In 1979–80, Brett taught as guest lecturer at Goldsmiths College in London. He died in 2021 of Parkinson's disease and pneumonia and was buried at Highgate Cemetery. He is survived by his wife and children.

==Gallerist and curator==
Brett early found a direction with his involvement in the gallery Signals London (active 1964–6). There a group of kinetic artists formed, brought together around Brett, David Medalla and Paul Keeler. The gallery grew out of the Centre for Advanced Creative Study (CACS), run in 1964 in Cornwall Gardens, London, from the flat shared by Keeler and Medalla. Supported also by Gustav Metzger and Marcello Salvadori, CACS moved in November 1964 to premises at 39 Wigmore Street owned by Paul's father Charles, renamed as Signals London. It took that name from works of kinetic sculpture by Takis. Signals showed Sérgio de Camargo, Lygia Clark, Li Yuan-chia, Hélio Oiticica, Jesús Rafael Soto and Mira Schendel, as well as Takis. When Signals closed in 1966 it left some legacy of artists with the Indica Gallery of John Dunbar and Barry Miles.

It was meeting Camargo in Paris in 1964 that led Brett to write on Brazilian art. He started to correspond with Schendel in 1965. That year, Brett and Keeler met Hélio Oiticica in Rio de Janeiro. The plan to mount a solo show for him survived the closure of Signals. In 1969 Brett gave major support to Oiticica by curating in London, at the Whitechapel Gallery, an exhibition of his work dubbed by the artist the "Whitechapel Experiment", though officially it was "Eden".

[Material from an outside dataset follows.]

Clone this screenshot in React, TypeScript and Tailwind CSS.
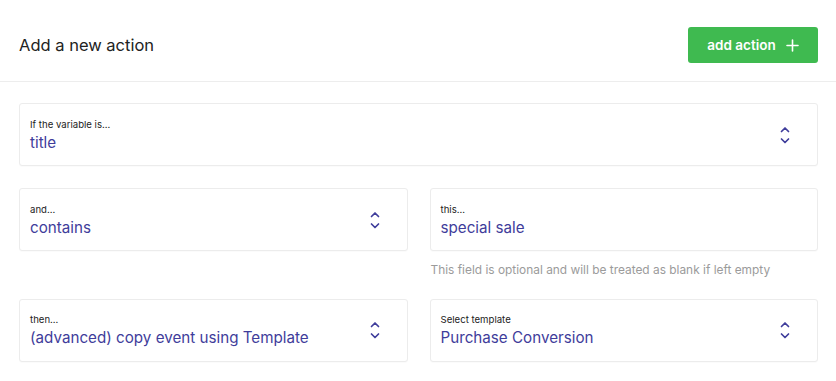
function Chevrons() {
  return (
    <svg width="12" height="24" viewBox="0 0 12 24" fill="none" stroke="#3f3d9b" strokeWidth="1.7" strokeLinecap="round" strokeLinejoin="round">
      <path d="M2.5 8.5 6 5l3.5 3.5" />
      <path d="M2.5 16 6 19.5 9.5 16" />
    </svg>
  )
}

function Field({ label, value, select = true }: { label: string; value: string; select?: boolean }) {
  return (
    <div className="flex h-[63px] items-center justify-between rounded-[3px] border border-[#ececec] bg-white pl-[10px] pr-[26px] shadow-[0_1px_1px_rgba(0,0,0,0.02)]">
      <div className="flex flex-col pt-[2px]">
        <span className="text-[9.6px] leading-[14px] text-[#222]">{label}</span>
        <span className="text-[15.2px] leading-[22px] text-[#3f3d9b]">{value}</span>
      </div>
      {select && <Chevrons />}
    </div>
  )
}

export default function App() {
  return (
    <main className="min-h-screen bg-white font-['Inter','Noto_Sans',sans-serif] text-[#222]">
      <header className="flex items-center justify-between border-b border-[#ededed] pb-[18px] pl-[19px] pr-[18px] pt-[27px]">
        <h1 className="text-[16.5px] font-normal text-[#222]">Add a new action</h1>
        <button className="flex h-[36px] w-[130px] items-center justify-center gap-[10px] rounded-[3px] bg-[#3fba50] text-[13.5px] font-semibold text-white">
          add action
          <svg width="13" height="13" viewBox="0 0 13 13" stroke="white" strokeWidth="1.6" strokeLinecap="round">
            <path d="M6.5 1v11M1 6.5h11" />
          </svg>
        </button>
      </header>
      <section className="flex flex-col gap-[22px] pl-[19px] pr-[18px] pt-[21px]">
        <Field label="If the variable is..." value="title" />
        <div className="grid grid-cols-2 gap-x-[22px]">
          <Field label="and..." value="contains" />
          <div className="flex flex-col">
            <Field label="this..." value="special sale" select={false} />
            <p className="ml-[1px] mt-[10px] text-[11.9px] text-[#9b9b9b]">This field is optional and will be treated as blank if left empty</p>
          </div>
        </div>
        <div className="-mt-[2px] grid grid-cols-2 gap-x-[22px]">
          <Field label="then..." value="(advanced) copy event using Template" />
          <Field label="Select template" value="Purchase Conversion" />
        </div>
      </section>
    </main>
  )
}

In Motion (1966) was an Arts Council-funded touring kinetic art exhibition, curated by Brett, his first large show. Works were included by Clark, Medalla, Takis, Pol Bury and Jean Tinguely. With Vicente Todolí he co-curated the Tate Modern 2008/9 exhibition for Cildo Meireles.

==Activist==
Brett was co-founder in the 1970s of the group Artists for Democracy (AFD), following the 1973 Chilean coup d'état. The other founding members in 1973–4 were John Dugger, David Medalla and Cecilia Vicuña. One of the participants was Rasheed Araeen. An AFD exhibition in 1974 received backing from the Chilean academic and diplomat Álvaro Bunster, Harald Edelstam and Judith Hart. It was at an AFD meeting in 1976 that Gavin Jantjes met Barry Barker of the Institute of Contemporary Arts and was able to exhibit there. Brett himself met Alejandra Altamirano at an AFD event in 1974 — they were married in 1978.

==Works==
- Kinetic Art: the Language of Movement (1968)
- Peasant Paintings from Hu County, Shensi Province, China (1976), editor Hugh Shaw
- Through Our Own Eyes: Popular Art and Modern History (1986)
- Transcontinental (1990). For Brett's exhibition Transcontinental: Nine Latin American Artists at the Ikon Gallery and Cornerhouse, including works by Waltércio Caldas, Juan Davila, Roberto Evangelista, Jac Leirner, Cildo Meireles and Tunga. The book covers also Eugenio Dittborn, Victor Grippo and Regina Vater.
- Exploding Galaxies: The Art of David Medalla (1995)
- Mona Hatoum (1997)
- Force Fields: An Essay on the Kinetic Art (2000), for the show Force Fields: Phases of the Kinetic he curated at the Hayward Gallery.
- Li Yuan-chia: tell me what is not said yet (2001)
- Carnival of Perception: Selected Writings on Art (2004)
- Brasil Experimental: Arte/Vida Proposições e Paradoxos (2005)
- Oiticica in London (2007)
- The Crossing of Innumerable Paths: Essays on Art (2019)
- Takis (2019), Tate Modern exhibition book, curator with Michael Wellen

Brett wrote further monographic essays on artists. One on Rasheed Araeen appeared as introduction to Araeen's Making Myself Visible (1984). Others treated included Derek Boshier, Lygia Clark, Rose Finn-Kelcey, Brion Gysin, Susan Hiller, Tina Keane, Ghisha Koenig, Lygia Pape and Aubrey Williams. Brett contributed to the short-lived magazine Black Phoenix in 1978, run by Araeen and Mahmood Jamal, and then its successor Third Text edited by Araeen from 1987.